__Collected material__.
____________

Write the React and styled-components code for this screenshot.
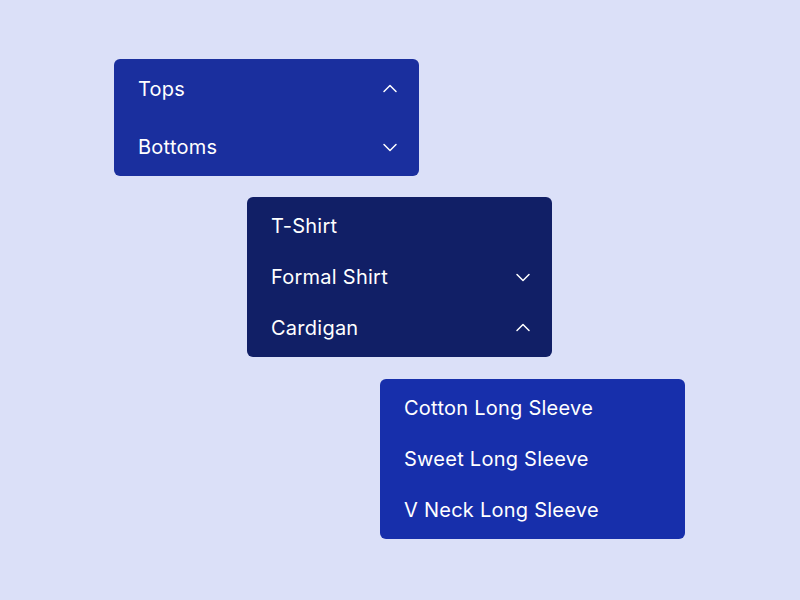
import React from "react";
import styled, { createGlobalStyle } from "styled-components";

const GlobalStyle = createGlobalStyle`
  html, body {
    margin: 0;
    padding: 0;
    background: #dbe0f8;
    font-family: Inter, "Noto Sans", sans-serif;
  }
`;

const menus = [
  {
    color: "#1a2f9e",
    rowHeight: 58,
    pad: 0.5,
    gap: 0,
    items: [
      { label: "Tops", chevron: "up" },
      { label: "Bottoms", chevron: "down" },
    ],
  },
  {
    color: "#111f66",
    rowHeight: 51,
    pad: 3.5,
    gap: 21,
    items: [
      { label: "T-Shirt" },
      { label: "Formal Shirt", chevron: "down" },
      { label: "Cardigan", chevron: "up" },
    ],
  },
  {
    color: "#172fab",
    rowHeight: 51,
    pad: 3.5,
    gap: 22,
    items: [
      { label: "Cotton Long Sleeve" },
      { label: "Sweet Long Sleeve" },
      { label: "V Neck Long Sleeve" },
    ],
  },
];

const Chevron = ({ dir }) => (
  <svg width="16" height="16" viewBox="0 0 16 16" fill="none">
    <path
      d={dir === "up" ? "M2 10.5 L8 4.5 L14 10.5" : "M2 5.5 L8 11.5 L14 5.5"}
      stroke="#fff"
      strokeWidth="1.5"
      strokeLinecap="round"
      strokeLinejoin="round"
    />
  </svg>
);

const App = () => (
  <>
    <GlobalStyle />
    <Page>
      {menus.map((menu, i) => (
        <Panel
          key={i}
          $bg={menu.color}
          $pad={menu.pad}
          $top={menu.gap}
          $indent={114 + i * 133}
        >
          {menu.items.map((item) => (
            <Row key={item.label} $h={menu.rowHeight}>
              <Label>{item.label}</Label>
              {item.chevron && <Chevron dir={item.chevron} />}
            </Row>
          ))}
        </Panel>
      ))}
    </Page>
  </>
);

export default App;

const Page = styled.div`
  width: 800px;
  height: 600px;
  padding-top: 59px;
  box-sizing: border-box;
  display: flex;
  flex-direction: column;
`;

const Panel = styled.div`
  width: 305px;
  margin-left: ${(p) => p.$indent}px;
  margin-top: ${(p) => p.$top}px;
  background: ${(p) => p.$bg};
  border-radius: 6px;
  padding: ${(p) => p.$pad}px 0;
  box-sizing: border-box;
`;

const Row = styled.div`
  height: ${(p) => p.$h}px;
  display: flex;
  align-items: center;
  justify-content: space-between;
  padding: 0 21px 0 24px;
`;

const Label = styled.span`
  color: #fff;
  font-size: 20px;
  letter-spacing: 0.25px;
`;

____________

__Do this__. Omit pictures; set down the rest of the material word for word.

__Answer for the task__.
Write the React and styled-components code for this screenshot.
import React from "react";
import styled, { createGlobalStyle } from "styled-components";

const GlobalStyle = createGlobalStyle`
  html, body {
    margin: 0;
    padding: 0;
    background: #dbe0f8;
    font-family: Inter, "Noto Sans", sans-serif;
  }
`;

const menus = [
  {
    color: "#1a2f9e",
    rowHeight: 58,
    pad: 0.5,
    gap: 0,
    items: [
      { label: "Tops", chevron: "up" },
      { label: "Bottoms", chevron: "down" },
    ],
  },
  {
    color: "#111f66",
    rowHeight: 51,
    pad: 3.5,
    gap: 21,
    items: [
      { label: "T-Shirt" },
      { label: "Formal Shirt", chevron: "down" },
      { label: "Cardigan", chevron: "up" },
    ],
  },
  {
    color: "#172fab",
    rowHeight: 51,
    pad: 3.5,
    gap: 22,
    items: [
      { label: "Cotton Long Sleeve" },
      { label: "Sweet Long Sleeve" },
      { label: "V Neck Long Sleeve" },
    ],
  },
];

const Chevron = ({ dir }) => (
  <svg width="16" height="16" viewBox="0 0 16 16" fill="none">
    <path
      d={dir === "up" ? "M2 10.5 L8 4.5 L14 10.5" : "M2 5.5 L8 11.5 L14 5.5"}
      stroke="#fff"
      strokeWidth="1.5"
      strokeLinecap="round"
      strokeLinejoin="round"
    />
  </svg>
);

const App = () => (
  <>
    <GlobalStyle />
    <Page>
      {menus.map((menu, i) => (
        <Panel
          key={i}
          $bg={menu.color}
          $pad={menu.pad}
          $top={menu.gap}
          $indent={114 + i * 133}
        >
          {menu.items.map((item) => (
            <Row key={item.label} $h={menu.rowHeight}>
              <Label>{item.label}</Label>
              {item.chevron && <Chevron dir={item.chevron} />}
            </Row>
          ))}
        </Panel>
      ))}
    </Page>
  </>
);

export default App;

const Page = styled.div`
  width: 800px;
  height: 600px;
  padding-top: 59px;
  box-sizing: border-box;
  display: flex;
  flex-direction: column;
`;

const Panel = styled.div`
  width: 305px;
  margin-left: ${(p) => p.$indent}px;
  margin-top: ${(p) => p.$top}px;
  background: ${(p) => p.$bg};
  border-radius: 6px;
  padding: ${(p) => p.$pad}px 0;
  box-sizing: border-box;
`;

const Row = styled.div`
  height: ${(p) => p.$h}px;
  display: flex;
  align-items: center;
  justify-content: space-between;
  padding: 0 21px 0 24px;
`;

const Label = styled.span`
  color: #fff;
  font-size: 20px;
  letter-spacing: 0.25px;
`;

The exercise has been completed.